**GIVEN MATERIAL**
####

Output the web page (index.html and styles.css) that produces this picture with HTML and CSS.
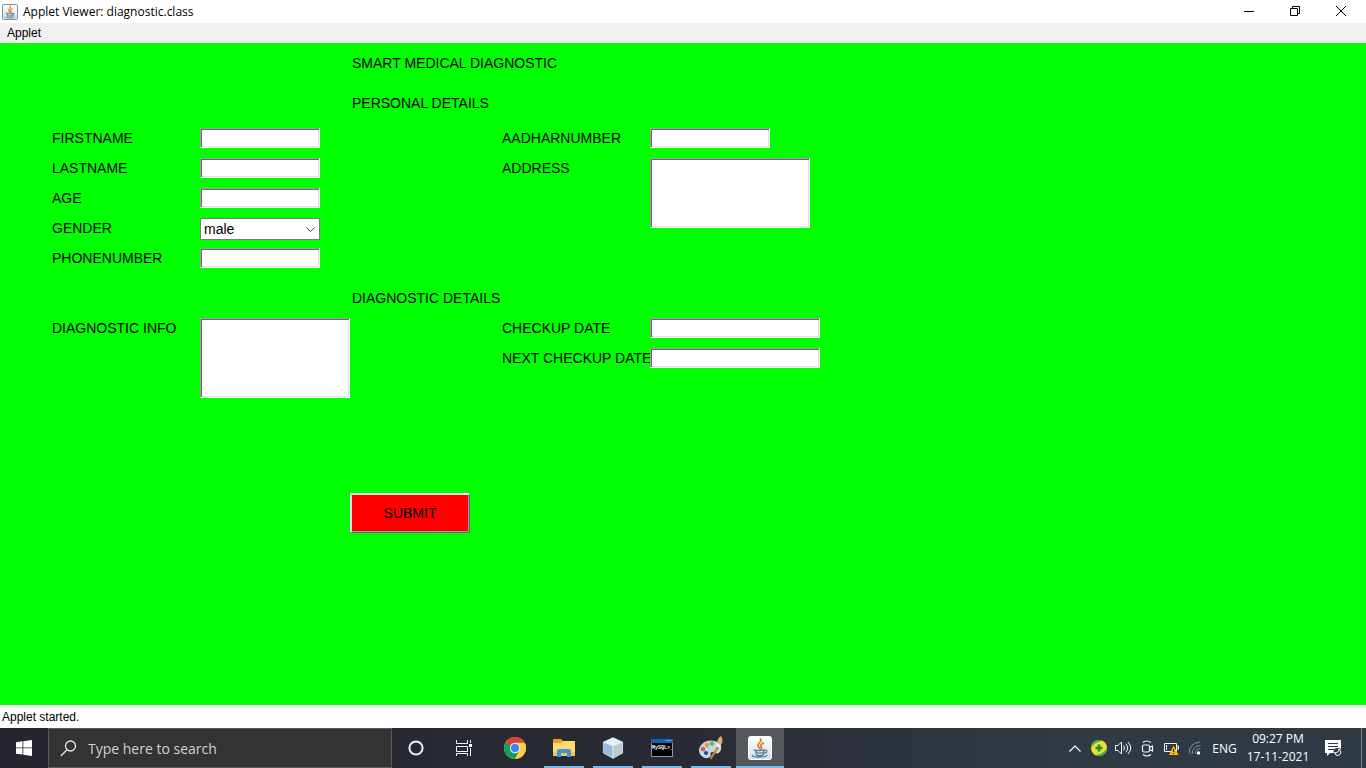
FILE: index.html
```html
<!DOCTYPE html>
<html lang="en">
<head>
<meta charset="utf-8">
<title>Applet Viewer: diagnostic.class</title>
<link rel="stylesheet" href="styles.css">
</head>
<body>
<svg class="defs" aria-hidden="true">
  <defs>
    <linearGradient id="tile" x1="0" y1="0" x2="0" y2="1"><stop offset="0" stop-color="#ffffff"/><stop offset="1" stop-color="#d9dde0"/></linearGradient>
    <symbol id="java" viewBox="0 0 24 24">
      <path d="M12.500 3c2 3-3.500 4.500-2.500 7 .4 1.200 1.500 1.800 1.800 2.800M15.500 7c-3 1.500-3.500 2.500-2.200 4 .7.900.3 1.600-.4 2.200" fill="none" stroke="#e8762c" stroke-width="1.700" stroke-linecap="round"/>
      <path d="M6 13.800c2 .9 8 .9 10.500 0M7.500 14.500l.9 4.300c1.700.8 5 .8 6.700 0l.9-4.300M16.300 14.200c3.600-.8 3.500 2.700-.6 3.200M8.200 16.700c2 .5 5 .5 7 0M4.500 19.500c-.8 1.900 12.500 2.200 14.500-.2" fill="none" stroke="#5382a1" stroke-width="1.300" stroke-linecap="round"/>
    </symbol>
  </defs>
</svg>
<div class="desktop">
  <header class="titlebar">
    <svg class="app-icon" viewBox="0 0 16 16"><rect x=".5" y=".5" width="15" height="15" rx="1" fill="url(#tile)" stroke="#7893ac"/><use href="#java" x="0" y="0" width="16" height="16"/></svg>
    <span class="window-title">Applet Viewer: diagnostic.class</span>
    <div class="window-buttons">
      <button class="window-button" aria-label="Minimize"><svg viewBox="0 0 10 10"><path d="M0 5.500h10"/></svg></button>
      <button class="window-button" aria-label="Restore"><svg viewBox="0 0 10 10"><path d="M.5 2.500h7v7h-7zM2.500 2.500v-2h7v7h-2"/></svg></button>
      <button class="window-button" aria-label="Close"><svg viewBox="0 0 10 10"><path d="M0 0l10 10M10 0L0 10"/></svg></button>
    </div>
  </header>
  <nav class="menubar"><button class="menu">Applet</button></nav>
  <main class="applet">
    <form class="form">
      <h1 class="heading">SMART MEDICAL DIAGNOSTIC</h1>
      <h2 class="heading heading-personal">PERSONAL DETAILS</h2>
      <div class="columns columns-personal">
        <div class="fields">
          <label class="label" for="first">FIRSTNAME</label><input class="field" id="first" type="text">
          <label class="label" for="last">LASTNAME</label><input class="field" id="last" type="text">
          <label class="label" for="age">AGE</label><input class="field" id="age" type="text">
          <label class="label" for="gender">GENDER</label>
          <div class="choice">
            <select class="select" id="gender"><option>male</option><option>female</option></select>
            <svg class="choice-arrow" viewBox="0 0 9 5" aria-hidden="true"><path d="M.5.5l4 4 4-4"/></svg>
          </div>
          <label class="label" for="phone">PHONENUMBER</label><input class="field" id="phone" type="text">
        </div>
        <div class="fields">
          <label class="label" for="aadhar">AADHARNUMBER</label><input class="field" id="aadhar" type="text">
          <label class="label" for="address">ADDRESS</label><textarea class="field area-address" id="address"></textarea>
        </div>
      </div>
      <h2 class="heading heading-diagnostic">DIAGNOSTIC DETAILS</h2>
      <div class="columns">
        <div class="fields">
          <label class="label" for="info">DIAGNOSTIC INFO</label><textarea class="field area-info" id="info"></textarea>
        </div>
        <div class="fields">
          <label class="label" for="checkup">CHECKUP DATE</label><input class="field field-date" id="checkup" type="text">
          <label class="label" for="next">NEXT CHECKUP DATE</label><input class="field field-date" id="next" type="text">
        </div>
      </div>
      <button class="submit" type="button">SUBMIT</button>
    </form>
  </main>
  <div class="status">Applet started.</div>
  <footer class="taskbar">
    <button class="task" aria-label="Start"><svg width="16" height="16" viewBox="0 0 16 16" fill="#fff"><path d="M0 2.200l6.500-.9v6.200H0zM7.300 1.200L16 0v7.500H7.300zM0 8.300h6.500v6.300L0 13.700zM7.300 8.300H16V16l-8.700-1.200z"/></svg></button>
    <label class="search">
      <svg width="17" height="17" viewBox="0 0 17 17" fill="none" stroke="#e6e6e6" stroke-width="1.300"><circle cx="10.500" cy="6" r="5"/><path d="M7 9.700L.8 16"/></svg>
      <input class="search-input" type="text" placeholder="Type here to search" aria-label="Search">
    </label>
    <button class="task" aria-label="Cortana"><svg width="16" height="16" viewBox="0 0 16 16"><circle cx="8" cy="8" r="6.600" fill="none" stroke="#f2f2f2" stroke-width="2"/></svg></button>
    <button class="task" aria-label="Task view"><svg width="17" height="16" viewBox="0 0 17 16" fill="none" stroke="#f2f2f2"><path d="M.5 0v3.500h11V0M.5 6.500h11v5H.5zM.5 16v-2.500h11V16M14.500 0v3M14.500 8v8"/><path d="M13 4h3v3h-3z" fill="#fff" stroke="none"/></svg></button>
    <div class="apps">
      <button class="task" aria-label="Chrome"><svg width="22" height="22" viewBox="0 0 22 22"><circle cx="11" cy="11" r="11" fill="#ffcd40"/><path d="M11 11L1.500 5.500a11 11 0 0 1 19 0z" fill="#db4437"/><path d="M1.500 5.500A11 11 0 0 0 11 22l4.500-8.500L11 11z" fill="#0f9d58"/><path d="M11 5.800h9.700A11 11 0 0 1 11 22l4.700-8.300z" fill="#ffcd40"/><circle cx="11" cy="11" r="5.200" fill="#f1f1f1"/><circle cx="11" cy="11" r="4.200" fill="#4285f4"/></svg></button>
      <button class="task open" aria-label="File Explorer"><svg width="22" height="18" viewBox="0 0 22 18"><path d="M0 1q0-1 1-1h7l2 2h11q1 0 1 1v13H0z" fill="#e9a21b"/><path d="M0 4h8l2-2h12v15H0z" fill="#ffd96c"/><path d="M0 13h22v4H0z" fill="#f4c64f"/><path d="M4 18v-6q0-2 2-2h10q2 0 2 2v6h-4v-4H8v4z" fill="#3c94dc"/></svg></button>
      <button class="task open" aria-label="NetBeans"><svg width="22" height="22" viewBox="0 0 22 22" stroke="#1e3763" stroke-width=".7" stroke-linejoin="round"><path d="M11 .7l9.600 4.500V16L11 21.300 1.400 16V5.200z" fill="#a7c8e5"/><path d="M11 .7l9.600 4.500L11 9 1.400 5.200z" fill="#e6eff4" stroke="#f8ffff"/><path d="M1.400 5.200L11 9v12.300L1.400 16z" fill="#94bbdf" stroke="#d9edf9"/><path d="M20.600 5.200L11 9v12.300l9.600-5.300z" fill="#bccbc9" stroke="#e4eff2"/></svg></button>
      <button class="task open" aria-label="MySQL"><svg width="22" height="18" viewBox="0 0 22 18"><path d="M0 0h22v18H0z" fill="#8d949c"/><path d="M0 0h22v4H0z" fill="#1462b5"/><path d="M1 4h20v13H1z"/><path d="M15 1.500h1.500M17.500 1.500H19" stroke="#8fc2f0"/><path d="M19.500 1.500H21" stroke="#f26b4e"/><text x="1" y="10" class="console-text">MySQL&gt;_</text></svg></button>
      <button class="task open" aria-label="Paint"><svg width="24" height="24" viewBox="0 0 24 24"><path d="M12 5C4 5-1 11 1 17c2 5 8 6 10 3 1-2-1-3 1-4 3-2 6 4 9-1 3-6-3-10-9-10z" fill="#bcd8ec" stroke="#e2f4ff" stroke-width=".8"/><circle cx="4" cy="13" r="2.200" fill="#e35343"/><circle cx="8" cy="9" r="2.200" fill="#f1952c"/><circle cx="13" cy="7.500" r="2.200" fill="#64b947"/><circle cx="7" cy="17" r="2" fill="#31495e"/><path d="M21 8l-9 14" stroke="#d8812c" stroke-width="2.300" stroke-linecap="round"/><path d="M18 7q0-4 4-7 3 4 0 9z" fill="#dfad72"/><path d="M18 7l4 2-1.500 3-3.200-2z" fill="#eef3f5"/></svg></button>
      <button class="task open active" aria-label="Applet Viewer"><svg width="24" height="24" viewBox="0 0 24 24"><rect x=".5" y=".5" width="23" height="23" rx="2" fill="url(#tile)" stroke="#fff"/><use href="#java" width="24" height="24"/></svg></button>
    </div>
    <div class="tray">
      <button class="tray-item" aria-label="Show hidden icons"><svg width="12" height="7" viewBox="0 0 12 7" fill="none" stroke="#fff" stroke-width="1.200"><path d="M.5 6.500L6 1l5.500 5.500"/></svg></button>
      <button class="tray-item" aria-label="Antivirus"><svg width="16" height="16" viewBox="0 0 16 16"><circle cx="8" cy="8" r="8" fill="#f5d936"/><path d="M0 8a8 8 0 0 1 12-7Q4 1 0 8zM16 8a8 8 0 0 1-12 7q8 0 12-7z" fill="#31b44a"/><path d="M8 4.500v7M4.500 8h7" stroke="#16933b" stroke-width="2.500"/></svg></button>
      <button class="tray-item" aria-label="Volume"><svg width="17" height="14" viewBox="0 0 17 14" fill="none" stroke="#f5f5f5"><path d="M.5 4.500H3L6.500 1v12L3 9.500H.5zM8.500 4.500q2 2.500 0 5M10.700 2.700q4 4.300 0 8.600M13 1q5.500 6 0 12"/></svg></button>
      <button class="tray-item" aria-label="Meet Now"><svg width="13" height="17" viewBox="0 0 13 17" fill="none" stroke="#f5f5f5" stroke-width="1.200"><rect x="1.500" y="5" width="7" height="7" rx="1.500"/><path d="M8.500 7.500l3-1.500v5l-3-1.500M2 2.500q3.500-3 8 0M2 14.500q3.500 3 8 0"/></svg></button>
      <button class="tray-item" aria-label="Battery"><svg width="17" height="14" viewBox="0 0 17 14"><path d="M1.500 2.500h12v8h-12zM14 5h1.500v3H14M3.500 4v5" fill="none" stroke="#f5f5f5"/><path d="M10.500 4.500l5 9.500H6z" fill="#ffb51a"/><path d="M10.500 8v3M10.500 12v1" stroke="#222"/></svg></button>
      <button class="tray-item" aria-label="Network"><svg width="14" height="14" viewBox="0 0 14 14" fill="none" stroke="#88919a"><path d="M1 12.500Q1.500 2 12 1M4 13q.5-8 8.500-8.500M7 13q.3-5 5.500-5.500"/><circle cx="10.500" cy="12" r="1.700" fill="#fff" stroke="none"/></svg></button>
      <button class="language">ENG</button>
      <button class="clock"><span>09:27 PM</span><span>17-11-2021</span></button>
      <button class="notifications" aria-label="Notifications"><svg width="17" height="17" viewBox="0 0 17 17"><path d="M0 0h16v13H5l-3 3v-3H0z" fill="#fff"/><path d="M3 3.500h10M3 6.500h10M3 9.500h6" stroke="#303a45"/><circle cx="12.500" cy="12" r="4" fill="#303a45"/><path d="M9.500 12.500q4 1 4.500-3.500 4 4.500-1 6.500-2.500.5-3.500-3" fill="none" stroke="#fff"/></svg></button>
    </div>
  </footer>
</div>
</body>
</html>
```
FILE: styles.css
```css
* { box-sizing: border-box; }
body { margin: 0; font-family: "Liberation Sans", Arial, sans-serif; color: #000; }
button { margin: 0; padding: 0; border: 0; background: none; color: inherit; font: inherit; }
.defs { position: absolute; width: 0; height: 0; }
.desktop { display: flex; flex-direction: column; min-height: 100vh; }

.titlebar { display: flex; align-items: center; height: 23px; padding-left: 2px; background: #fff; }
.app-icon { width: 16px; height: 16px; margin-right: 5px; }
.window-title { font: 12px/23px "Open Sans", "Noto Sans", sans-serif; }
.window-buttons { display: flex; align-self: stretch; margin-left: auto; padding-right: 2px; }
.window-button { display: flex; align-items: center; justify-content: center; width: 46px; padding-bottom: 2px; }
.window-button svg { width: 10px; height: 10px; overflow: visible; fill: none; stroke: #000; }
.menubar { display: flex; align-items: center; height: 20px; padding-left: 7px; background: #f0f0f0; font-size: 12px; }

.applet { flex: 1; background: #00ff00; font-size: 14px; line-height: 20px; }
.form { display: flex; flex-direction: column; align-items: flex-start; padding: 10px 50px; }
.heading { margin: 0 0 0 300px; padding-left: 2px; font-size: 14px; font-weight: 400; line-height: 20px; white-space: nowrap; }
.heading-personal { margin-top: 20px; margin-bottom: 15px; }
.heading-diagnostic { margin-top: 20px; margin-bottom: 10px; }
.columns { display: grid; grid-template-columns: 450px auto; align-items: start; }
.fields { display: grid; grid-template-columns: 150px auto; grid-auto-rows: minmax(20px, auto); gap: 10px 0; justify-content: start; }
.columns-personal .fields { grid-auto-rows: 20px; }
.label { padding-left: 2px; white-space: nowrap; }
.field { display: block; width: 120px; height: 20px; margin: 0; padding: 0 2px; border: 1px solid; border-color: #a0a0a0 #fff #fff #a0a0a0; border-radius: 0; outline: 0; background: #fff; box-shadow: inset 1px 1px #696969, inset -1px -1px #e3e3e3; font: inherit; resize: none; }
.field-date { width: 170px; }
.area-address { width: 160px; height: 70px; }
.area-info { width: 150px; height: 80px; }
.choice { position: relative; width: 120px; height: 22px; }
.select { appearance: none; width: 100%; height: 100%; padding: 0 3px; border: 1px solid #7a7a7a; border-radius: 0; background: #fff; color: #000; font: inherit; }
.choice-arrow { position: absolute; top: 9px; right: 5px; width: 9px; height: 5px; fill: none; stroke: #444; pointer-events: none; }
.submit { width: 120px; height: 40px; margin: 95px 0 0 300px; border: 1px solid; border-color: #fff #696969 #696969 #fff; background: #ff0000; box-shadow: inset 1px 1px #e3e3e3, inset -1px -1px #a0a0a0; }
.status { height: 23px; padding-left: 2px; background: #fff; font-size: 12px; line-height: 24px; }

.taskbar { display: flex; height: 40px; background: linear-gradient(90deg, #252630, #292b34 50%, #303a45 80%, #2e3944); color: #fff; font-family: "Open Sans", "Noto Sans", sans-serif; }
.task { display: flex; align-items: center; justify-content: center; flex: none; width: 48px; height: 40px; }
.search { display: flex; align-items: center; gap: 11px; width: 344px; padding-left: 11px; border: 1px solid #5b5b5c; background: #333; }
.search-input { flex: 1; min-width: 0; padding: 1px 0 0; border: 0; outline: 0; background: none; color: #fff; font: 14px/20px "Open Sans", "Noto Sans", sans-serif; }
.search-input::placeholder { color: #d2d2d2; opacity: 1; }
.apps { display: flex; gap: 1px; margin-left: 3px; }
.open { background: linear-gradient(#76b9ed, #76b9ed) center bottom / 40px 2px no-repeat; }
.active { background-color: #54575e; background-size: 48px 2px; }
.console-text { fill: #fff; font: 700 5px "Liberation Mono", monospace; }
.tray { display: flex; align-items: center; margin-left: auto; font-size: 12px; }
.tray-item { display: flex; align-items: center; justify-content: center; width: 24px; height: 40px; }
.language { width: 33px; padding-left: 2px; font-size: 12px; }
.clock { display: flex; flex-direction: column; align-items: center; justify-content: center; width: 76px; font-size: 12px; line-height: 18px; }
.notifications { display: flex; align-items: center; justify-content: center; width: 46px; height: 40px; margin-right: 4px; padding-right: 10px; border-right: 1px solid #7b838b; }
```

####

**EXERCISE OBJECTIVE**
Locate all lines in the listing above with the word "index". Copy them.

**ANSWER TO THE EXERCISE**
Output the web page (index.html and styles.css) that produces this picture with HTML and CSS.
FILE: index.html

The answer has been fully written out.